Nathaniel was a member of a very important family of American clock makers. He was born in Bradford, Massachusetts on August 8, 1722. His parents were John and Mary (Poore) Mulliken of Bradford, Massachusetts. It is thought that he served his clockmaking apprenticeship to his uncle Jonathan Mulliken (b. circa 1701) who was working in Bradford as early as 1735. Nathaniel also worked in Bradford until approximately 1751 when he married Lydia Stone. She was the daughter of Deacon John Stone of Lexington who lived near the town line of Lincoln. It is said that Nathaniel left a clock with the Deacon “on trial.” When he returned for payment, the courtship began with his daughter. Together, Nathaniel and Lydia bought a small house and shop on Massachusetts Avenue across the street from the lower entrance of the cemetery. Nathaniel was also a blacksmith and was proud of the andirons he made. They had at least two children that also made clocks. Nathaniel Jr., was born on March 30th, 1752 and Joseph was born in on April 9th, 1765 in the same town. Nathaniel live and worked in Lexington until his death in 1767. It is thought that he trained other clockmakers besides his sons.Benjamin Willard moved to Lexington to learn how to make brass clocks. He is also thought to have trained Daniel Balch of Newbury, Massachusetts. Nathaniel’s son John (born 1754) was a cabinetmaker and is recorded as making clock cases. At Nathaniel Sr.‘s death, the business in Lexington was continued on by Nathaniel Jr.
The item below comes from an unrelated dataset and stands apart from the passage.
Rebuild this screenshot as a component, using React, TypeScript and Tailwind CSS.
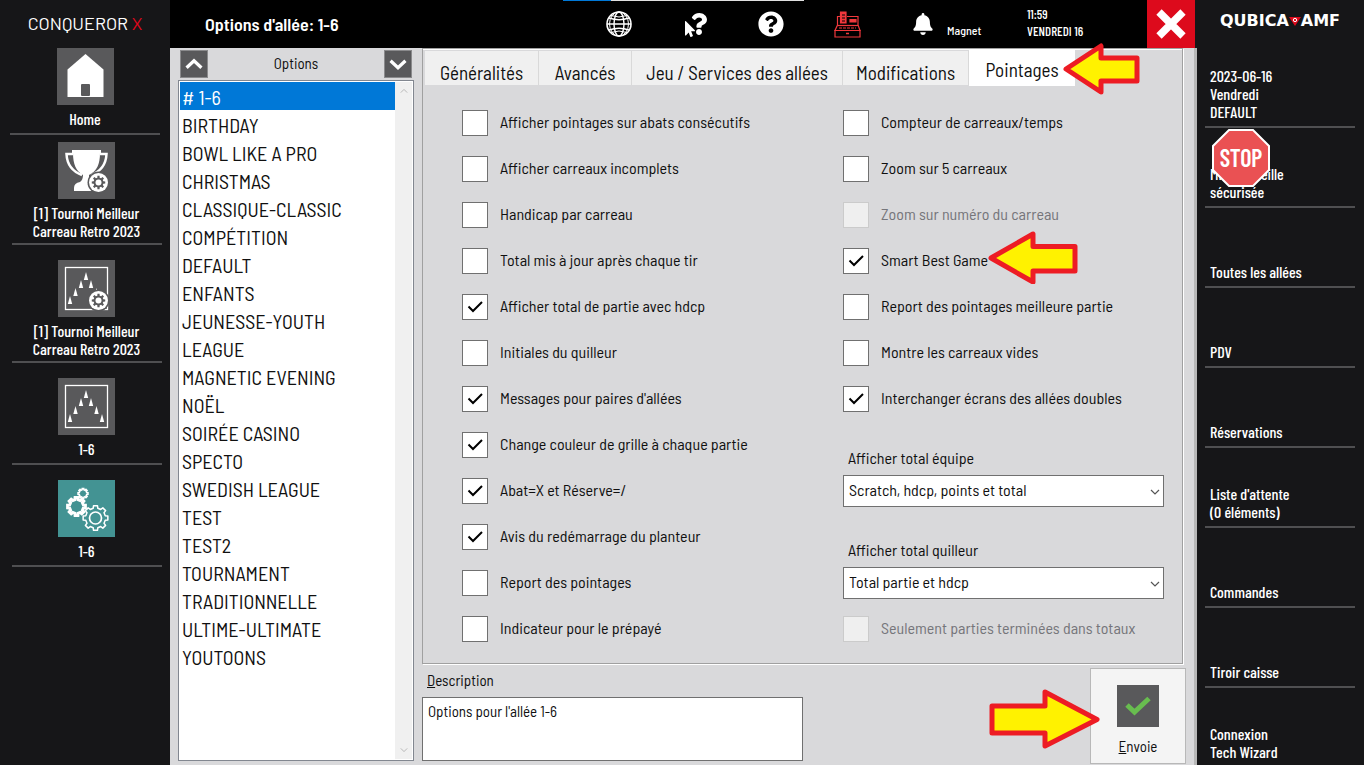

He maintained this business until the shop and the house were burned to the ground on April 17, 1775 by British troops while retreating back to Boston from Concord. A signed Mulliken musical movement designed to play lively tunes during the week and a Psalm tune on Sunday was reportedly found in the knapsack of a wounded British soldier lying on the Boston Road in Malden or Medford. Nathaniel Jr. died the next winter at the age of 24.

Very few Clockmakers lived and worked in the states during this early time period. Pre-Revolutionary clocks made in this country are quite rare and very few exist. The majority of clocks that would have been available during this early time period would have been from English sources.